The special particle morphology and large specific surface area of RP result in a higher WRR than that of Grade-II FA and a lower fluidity than that of Grade-II FA. The WRR is between 105% and 112%, and RBP is more favorable than the other two types of RPs to improvement of the mortar’s fluidity.
RP contains a certain amount of fine SiO2 crystals and cementitious materials which impacts RP activity. The SAI of RCP and RMP is between 68 and 72% and the SAI of RBP can reach 78%. When the content of RBP in HRP exceeds 50%, the SAI can reach 70% or more.

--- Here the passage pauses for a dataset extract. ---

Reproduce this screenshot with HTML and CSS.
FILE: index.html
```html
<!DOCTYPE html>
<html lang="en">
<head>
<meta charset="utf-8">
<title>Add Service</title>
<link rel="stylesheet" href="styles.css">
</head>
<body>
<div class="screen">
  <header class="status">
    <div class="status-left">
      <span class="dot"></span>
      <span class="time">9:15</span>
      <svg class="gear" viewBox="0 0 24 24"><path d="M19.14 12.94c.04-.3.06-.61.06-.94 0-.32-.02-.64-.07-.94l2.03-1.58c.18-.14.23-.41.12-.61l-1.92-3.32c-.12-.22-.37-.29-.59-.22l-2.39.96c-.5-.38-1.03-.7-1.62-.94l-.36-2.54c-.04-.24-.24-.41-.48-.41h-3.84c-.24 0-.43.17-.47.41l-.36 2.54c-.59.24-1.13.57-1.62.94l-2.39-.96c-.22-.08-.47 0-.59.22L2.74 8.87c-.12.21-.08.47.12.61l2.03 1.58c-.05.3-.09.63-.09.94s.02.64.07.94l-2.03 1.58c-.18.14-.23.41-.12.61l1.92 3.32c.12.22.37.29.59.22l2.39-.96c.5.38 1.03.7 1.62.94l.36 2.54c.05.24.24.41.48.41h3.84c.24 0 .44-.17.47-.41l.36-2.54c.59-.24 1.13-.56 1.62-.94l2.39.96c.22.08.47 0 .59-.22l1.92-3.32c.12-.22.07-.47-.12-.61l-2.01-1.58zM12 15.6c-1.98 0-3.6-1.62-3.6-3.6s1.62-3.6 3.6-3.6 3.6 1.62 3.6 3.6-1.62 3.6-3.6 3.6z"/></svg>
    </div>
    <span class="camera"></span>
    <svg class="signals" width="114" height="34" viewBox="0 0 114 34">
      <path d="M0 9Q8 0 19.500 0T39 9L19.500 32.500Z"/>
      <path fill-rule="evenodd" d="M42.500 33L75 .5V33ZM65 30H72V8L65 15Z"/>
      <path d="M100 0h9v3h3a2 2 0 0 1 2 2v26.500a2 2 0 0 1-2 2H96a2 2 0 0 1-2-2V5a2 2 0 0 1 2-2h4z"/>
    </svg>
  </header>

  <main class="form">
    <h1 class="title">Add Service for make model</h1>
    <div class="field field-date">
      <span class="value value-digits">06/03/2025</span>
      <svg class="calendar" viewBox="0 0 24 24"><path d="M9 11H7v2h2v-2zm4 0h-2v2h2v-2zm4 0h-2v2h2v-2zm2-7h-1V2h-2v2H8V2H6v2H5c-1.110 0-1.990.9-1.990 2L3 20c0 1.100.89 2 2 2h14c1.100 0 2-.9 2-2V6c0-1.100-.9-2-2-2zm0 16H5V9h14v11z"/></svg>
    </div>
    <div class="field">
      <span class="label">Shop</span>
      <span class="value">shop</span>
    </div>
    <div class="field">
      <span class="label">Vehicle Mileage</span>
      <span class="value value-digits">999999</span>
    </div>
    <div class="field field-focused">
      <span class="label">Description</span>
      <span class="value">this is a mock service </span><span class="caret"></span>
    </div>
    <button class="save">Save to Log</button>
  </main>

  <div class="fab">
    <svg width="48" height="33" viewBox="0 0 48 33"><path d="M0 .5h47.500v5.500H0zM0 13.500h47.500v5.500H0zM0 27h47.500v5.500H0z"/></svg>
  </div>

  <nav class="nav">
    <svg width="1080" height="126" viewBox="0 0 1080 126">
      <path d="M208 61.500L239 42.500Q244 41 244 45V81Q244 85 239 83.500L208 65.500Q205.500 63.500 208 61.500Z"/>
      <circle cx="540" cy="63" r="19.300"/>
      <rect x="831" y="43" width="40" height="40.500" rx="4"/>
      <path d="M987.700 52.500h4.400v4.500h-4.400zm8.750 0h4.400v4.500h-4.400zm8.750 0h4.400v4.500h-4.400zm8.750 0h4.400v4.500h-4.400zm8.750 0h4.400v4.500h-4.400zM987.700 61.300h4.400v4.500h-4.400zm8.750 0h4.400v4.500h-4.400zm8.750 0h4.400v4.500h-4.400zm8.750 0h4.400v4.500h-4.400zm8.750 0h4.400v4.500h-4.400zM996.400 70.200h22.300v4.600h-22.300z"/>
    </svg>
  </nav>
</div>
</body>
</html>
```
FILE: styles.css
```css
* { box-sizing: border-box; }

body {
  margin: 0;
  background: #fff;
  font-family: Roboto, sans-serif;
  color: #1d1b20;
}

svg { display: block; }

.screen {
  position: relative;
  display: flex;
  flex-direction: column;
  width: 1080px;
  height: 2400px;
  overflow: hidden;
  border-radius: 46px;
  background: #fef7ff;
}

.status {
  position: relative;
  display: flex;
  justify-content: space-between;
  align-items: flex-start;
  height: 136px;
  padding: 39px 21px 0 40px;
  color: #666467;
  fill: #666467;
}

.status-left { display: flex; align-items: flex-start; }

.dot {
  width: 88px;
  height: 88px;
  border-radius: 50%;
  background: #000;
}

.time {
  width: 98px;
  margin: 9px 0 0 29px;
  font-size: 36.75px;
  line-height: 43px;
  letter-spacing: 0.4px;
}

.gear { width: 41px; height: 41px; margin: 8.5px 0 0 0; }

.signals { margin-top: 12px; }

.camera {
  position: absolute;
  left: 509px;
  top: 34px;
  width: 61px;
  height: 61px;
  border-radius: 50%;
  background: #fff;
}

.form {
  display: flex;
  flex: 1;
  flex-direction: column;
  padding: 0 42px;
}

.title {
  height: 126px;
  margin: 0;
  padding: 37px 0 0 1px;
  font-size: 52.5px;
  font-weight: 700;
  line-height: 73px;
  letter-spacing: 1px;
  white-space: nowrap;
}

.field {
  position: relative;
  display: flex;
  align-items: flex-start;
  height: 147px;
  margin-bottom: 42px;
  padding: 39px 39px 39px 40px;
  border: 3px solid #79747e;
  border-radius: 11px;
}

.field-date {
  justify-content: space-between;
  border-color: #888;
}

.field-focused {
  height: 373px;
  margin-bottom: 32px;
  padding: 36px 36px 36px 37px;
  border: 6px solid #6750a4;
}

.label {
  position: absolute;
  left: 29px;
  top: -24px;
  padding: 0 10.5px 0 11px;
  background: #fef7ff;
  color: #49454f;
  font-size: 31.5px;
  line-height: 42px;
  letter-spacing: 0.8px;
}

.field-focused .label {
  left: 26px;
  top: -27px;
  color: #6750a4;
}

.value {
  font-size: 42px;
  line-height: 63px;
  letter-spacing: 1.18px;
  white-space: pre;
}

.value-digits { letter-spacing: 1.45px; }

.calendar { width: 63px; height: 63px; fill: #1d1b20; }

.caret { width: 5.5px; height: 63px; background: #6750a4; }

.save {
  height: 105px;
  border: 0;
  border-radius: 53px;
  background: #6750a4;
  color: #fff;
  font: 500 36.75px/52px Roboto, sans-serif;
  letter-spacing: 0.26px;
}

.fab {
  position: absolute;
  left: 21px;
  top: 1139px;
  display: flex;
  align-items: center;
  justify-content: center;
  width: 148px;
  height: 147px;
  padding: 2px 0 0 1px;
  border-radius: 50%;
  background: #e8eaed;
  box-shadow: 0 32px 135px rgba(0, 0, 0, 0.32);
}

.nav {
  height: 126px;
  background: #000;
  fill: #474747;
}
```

The large specific surface area of RP leads to a negative impact on the CCS, which is reflected in an increase in the saturation point of SPs and the 1-h and 2-h LRFT of the cement paste mixed with RP. Compared with RMP and RCP, RBP has a smaller surface area, so RBP has a small impact on CCS. In addition, RP has a much greater impact on the compatibility of cement with PCS than cement with NS.
The results presented in this paper show that there is great potential for the utilization of RP in mortar and concrete as a partial replacement for cement, in which the content of RBP in RP is an important factor.
Future studies will focus on the impact of RP on cement hydration and the adsorption behavior of RP on SPs, providing a theoretical reference for the practical application of RP.